* [WORK TO DO]: Leaving out all pictures, please print only the lines from the one containing "What React and" through the one containing "border-[#111] text-center align-middle".

[start of RECORDS FOR PROCESSING]

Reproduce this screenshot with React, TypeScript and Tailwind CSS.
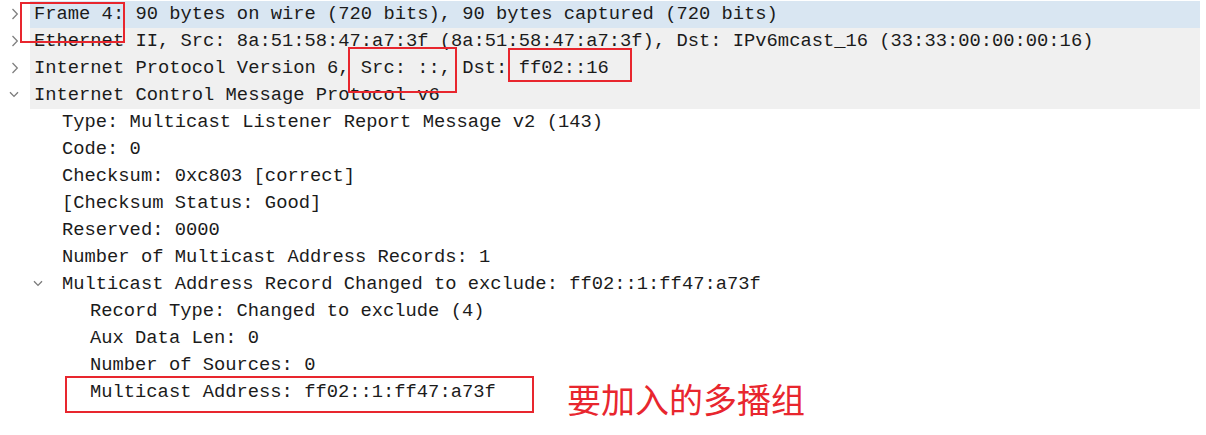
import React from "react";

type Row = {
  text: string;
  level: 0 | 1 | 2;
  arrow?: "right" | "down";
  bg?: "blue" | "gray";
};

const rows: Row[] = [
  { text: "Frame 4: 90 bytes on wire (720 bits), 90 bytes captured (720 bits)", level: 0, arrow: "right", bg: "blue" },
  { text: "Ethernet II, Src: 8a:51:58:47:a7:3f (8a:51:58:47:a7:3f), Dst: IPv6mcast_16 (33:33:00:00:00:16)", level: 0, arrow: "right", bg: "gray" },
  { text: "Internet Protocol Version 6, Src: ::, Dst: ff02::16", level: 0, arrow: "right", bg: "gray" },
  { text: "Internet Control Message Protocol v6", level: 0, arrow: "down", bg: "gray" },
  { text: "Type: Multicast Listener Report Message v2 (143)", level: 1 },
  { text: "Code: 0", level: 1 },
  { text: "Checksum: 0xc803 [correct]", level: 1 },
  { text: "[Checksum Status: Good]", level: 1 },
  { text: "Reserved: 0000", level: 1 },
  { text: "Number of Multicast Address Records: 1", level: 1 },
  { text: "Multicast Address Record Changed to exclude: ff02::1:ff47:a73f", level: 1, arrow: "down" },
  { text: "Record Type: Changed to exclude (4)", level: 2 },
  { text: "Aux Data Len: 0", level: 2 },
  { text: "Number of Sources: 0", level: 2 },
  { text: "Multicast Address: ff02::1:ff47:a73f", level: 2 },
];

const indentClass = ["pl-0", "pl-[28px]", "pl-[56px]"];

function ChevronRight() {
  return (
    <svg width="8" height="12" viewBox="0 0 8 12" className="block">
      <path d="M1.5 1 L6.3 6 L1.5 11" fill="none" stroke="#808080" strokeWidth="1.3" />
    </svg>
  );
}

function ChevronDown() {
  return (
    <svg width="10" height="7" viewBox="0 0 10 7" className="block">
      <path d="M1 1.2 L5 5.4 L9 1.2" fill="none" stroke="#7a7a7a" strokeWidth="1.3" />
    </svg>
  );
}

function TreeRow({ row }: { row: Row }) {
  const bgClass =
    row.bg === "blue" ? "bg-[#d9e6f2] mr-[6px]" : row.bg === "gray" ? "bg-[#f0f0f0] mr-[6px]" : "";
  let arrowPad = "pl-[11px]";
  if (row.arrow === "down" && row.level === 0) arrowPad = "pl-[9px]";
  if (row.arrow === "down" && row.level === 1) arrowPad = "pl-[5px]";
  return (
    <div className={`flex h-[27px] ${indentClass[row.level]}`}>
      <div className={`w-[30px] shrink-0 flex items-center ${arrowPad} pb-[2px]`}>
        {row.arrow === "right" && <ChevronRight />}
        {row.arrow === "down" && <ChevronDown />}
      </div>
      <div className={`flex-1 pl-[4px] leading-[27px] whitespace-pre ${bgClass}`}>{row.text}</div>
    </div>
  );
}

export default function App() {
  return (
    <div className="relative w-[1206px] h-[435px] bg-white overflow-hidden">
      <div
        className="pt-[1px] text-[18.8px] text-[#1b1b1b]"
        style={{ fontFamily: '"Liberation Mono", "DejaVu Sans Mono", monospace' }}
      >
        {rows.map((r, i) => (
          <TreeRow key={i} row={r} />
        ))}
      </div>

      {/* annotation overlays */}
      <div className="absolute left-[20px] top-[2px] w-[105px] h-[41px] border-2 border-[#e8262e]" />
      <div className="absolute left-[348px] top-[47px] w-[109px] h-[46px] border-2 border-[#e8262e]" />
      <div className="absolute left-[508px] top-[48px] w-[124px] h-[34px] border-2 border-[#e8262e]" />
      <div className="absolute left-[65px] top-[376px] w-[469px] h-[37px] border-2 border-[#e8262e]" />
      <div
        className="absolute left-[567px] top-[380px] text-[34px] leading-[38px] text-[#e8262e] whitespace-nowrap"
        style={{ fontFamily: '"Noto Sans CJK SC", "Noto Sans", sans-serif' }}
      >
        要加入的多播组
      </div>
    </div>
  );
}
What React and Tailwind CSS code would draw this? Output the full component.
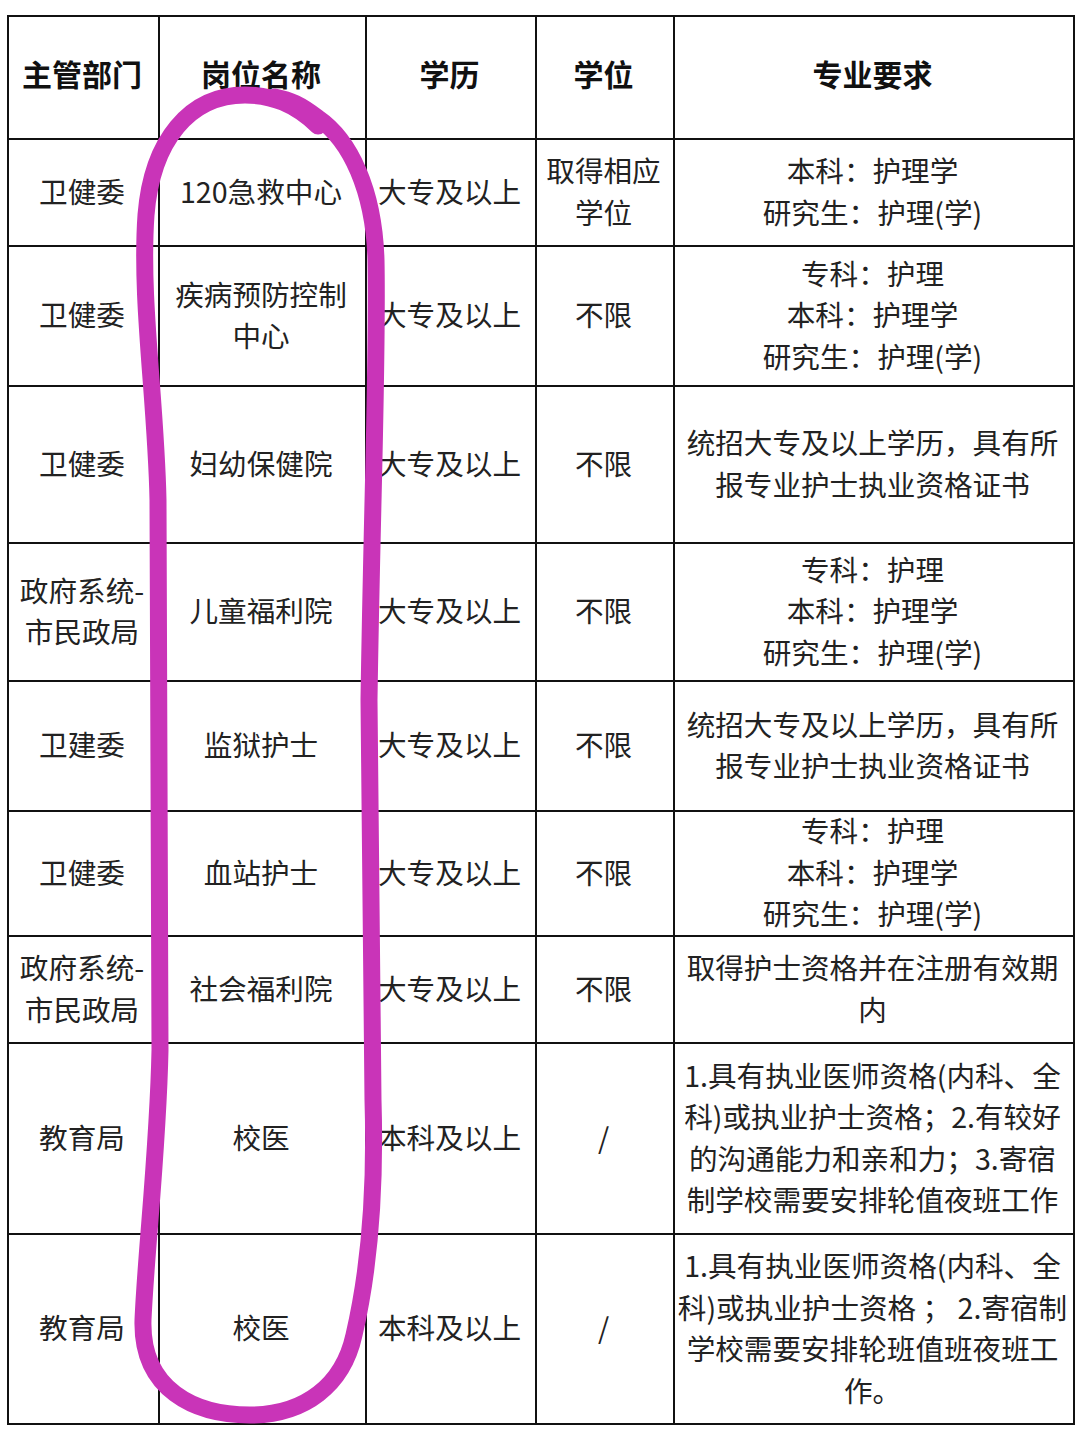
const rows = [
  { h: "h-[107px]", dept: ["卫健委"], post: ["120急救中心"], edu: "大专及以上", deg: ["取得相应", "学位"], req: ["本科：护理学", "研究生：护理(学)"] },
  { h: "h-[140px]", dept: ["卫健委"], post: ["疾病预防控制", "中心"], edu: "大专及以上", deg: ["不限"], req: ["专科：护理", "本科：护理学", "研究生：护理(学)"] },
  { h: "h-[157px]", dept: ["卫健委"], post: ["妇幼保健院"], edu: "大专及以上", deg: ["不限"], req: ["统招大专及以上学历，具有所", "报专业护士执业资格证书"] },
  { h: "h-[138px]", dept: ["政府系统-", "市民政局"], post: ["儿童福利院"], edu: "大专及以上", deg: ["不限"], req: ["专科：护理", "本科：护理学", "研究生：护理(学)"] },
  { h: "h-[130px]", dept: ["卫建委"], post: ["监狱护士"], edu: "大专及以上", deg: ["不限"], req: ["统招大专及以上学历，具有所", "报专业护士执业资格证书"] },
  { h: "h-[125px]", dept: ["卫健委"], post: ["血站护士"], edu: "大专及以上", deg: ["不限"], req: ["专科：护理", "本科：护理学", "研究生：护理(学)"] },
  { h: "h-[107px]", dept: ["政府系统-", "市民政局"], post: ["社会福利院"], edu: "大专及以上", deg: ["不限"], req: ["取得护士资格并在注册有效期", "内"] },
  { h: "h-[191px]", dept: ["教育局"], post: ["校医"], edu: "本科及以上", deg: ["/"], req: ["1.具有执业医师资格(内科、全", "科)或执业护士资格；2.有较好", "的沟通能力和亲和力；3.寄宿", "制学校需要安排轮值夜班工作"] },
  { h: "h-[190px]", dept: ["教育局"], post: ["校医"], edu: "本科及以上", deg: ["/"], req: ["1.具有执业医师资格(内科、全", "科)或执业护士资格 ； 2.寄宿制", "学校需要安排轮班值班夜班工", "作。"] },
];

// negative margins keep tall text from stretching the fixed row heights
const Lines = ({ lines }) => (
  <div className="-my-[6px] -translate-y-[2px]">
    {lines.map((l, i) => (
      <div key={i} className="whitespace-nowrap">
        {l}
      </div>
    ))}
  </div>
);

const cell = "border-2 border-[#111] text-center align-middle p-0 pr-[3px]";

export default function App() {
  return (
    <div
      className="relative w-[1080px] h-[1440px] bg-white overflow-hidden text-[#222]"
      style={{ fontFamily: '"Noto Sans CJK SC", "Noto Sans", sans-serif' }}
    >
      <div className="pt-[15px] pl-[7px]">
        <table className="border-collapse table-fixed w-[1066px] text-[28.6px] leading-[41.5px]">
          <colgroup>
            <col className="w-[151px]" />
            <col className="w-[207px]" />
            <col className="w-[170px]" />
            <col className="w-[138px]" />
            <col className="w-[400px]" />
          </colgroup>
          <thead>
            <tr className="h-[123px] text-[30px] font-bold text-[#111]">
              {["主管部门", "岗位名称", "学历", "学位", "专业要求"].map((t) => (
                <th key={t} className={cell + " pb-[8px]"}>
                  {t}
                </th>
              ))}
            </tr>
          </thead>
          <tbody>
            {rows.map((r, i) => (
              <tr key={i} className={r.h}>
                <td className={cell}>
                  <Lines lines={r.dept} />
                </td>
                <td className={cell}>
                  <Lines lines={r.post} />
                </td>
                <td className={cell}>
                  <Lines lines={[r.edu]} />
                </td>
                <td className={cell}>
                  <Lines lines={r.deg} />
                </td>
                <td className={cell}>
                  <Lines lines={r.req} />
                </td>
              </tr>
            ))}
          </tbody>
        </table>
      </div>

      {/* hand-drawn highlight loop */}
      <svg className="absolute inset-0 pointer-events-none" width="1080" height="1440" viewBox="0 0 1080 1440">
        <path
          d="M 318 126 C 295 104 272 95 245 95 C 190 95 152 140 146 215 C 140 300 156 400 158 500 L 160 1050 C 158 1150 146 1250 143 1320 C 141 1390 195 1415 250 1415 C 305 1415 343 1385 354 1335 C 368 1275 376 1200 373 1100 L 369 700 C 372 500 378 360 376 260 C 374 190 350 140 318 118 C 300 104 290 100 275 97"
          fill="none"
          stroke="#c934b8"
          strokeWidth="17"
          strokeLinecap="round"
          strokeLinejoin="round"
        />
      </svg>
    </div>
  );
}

[end of RECORDS FOR PROCESSING]

* [PROBLEM SOLUTION]:
What React and Tailwind CSS code would draw this? Output the full component.
const rows = [
  { h: "h-[107px]", dept: ["卫健委"], post: ["120急救中心"], edu: "大专及以上", deg: ["取得相应", "学位"], req: ["本科：护理学", "研究生：护理(学)"] },
  { h: "h-[140px]", dept: ["卫健委"], post: ["疾病预防控制", "中心"], edu: "大专及以上", deg: ["不限"], req: ["专科：护理", "本科：护理学", "研究生：护理(学)"] },
  { h: "h-[157px]", dept: ["卫健委"], post: ["妇幼保健院"], edu: "大专及以上", deg: ["不限"], req: ["统招大专及以上学历，具有所", "报专业护士执业资格证书"] },
  { h: "h-[138px]", dept: ["政府系统-", "市民政局"], post: ["儿童福利院"], edu: "大专及以上", deg: ["不限"], req: ["专科：护理", "本科：护理学", "研究生：护理(学)"] },
  { h: "h-[130px]", dept: ["卫建委"], post: ["监狱护士"], edu: "大专及以上", deg: ["不限"], req: ["统招大专及以上学历，具有所", "报专业护士执业资格证书"] },
  { h: "h-[125px]", dept: ["卫健委"], post: ["血站护士"], edu: "大专及以上", deg: ["不限"], req: ["专科：护理", "本科：护理学", "研究生：护理(学)"] },
  { h: "h-[107px]", dept: ["政府系统-", "市民政局"], post: ["社会福利院"], edu: "大专及以上", deg: ["不限"], req: ["取得护士资格并在注册有效期", "内"] },
  { h: "h-[191px]", dept: ["教育局"], post: ["校医"], edu: "本科及以上", deg: ["/"], req: ["1.具有执业医师资格(内科、全", "科)或执业护士资格；2.有较好", "的沟通能力和亲和力；3.寄宿", "制学校需要安排轮值夜班工作"] },
  { h: "h-[190px]", dept: ["教育局"], post: ["校医"], edu: "本科及以上", deg: ["/"], req: ["1.具有执业医师资格(内科、全", "科)或执业护士资格 ； 2.寄宿制", "学校需要安排轮班值班夜班工", "作。"] },
];

// negative margins keep tall text from stretching the fixed row heights
const Lines = ({ lines }) => (
  <div className="-my-[6px] -translate-y-[2px]">
    {lines.map((l, i) => (
      <div key={i} className="whitespace-nowrap">
        {l}
      </div>
    ))}
  </div>
);

const cell = "border-2 border-[#111] text-center align-middle p-0 pr-[3px]";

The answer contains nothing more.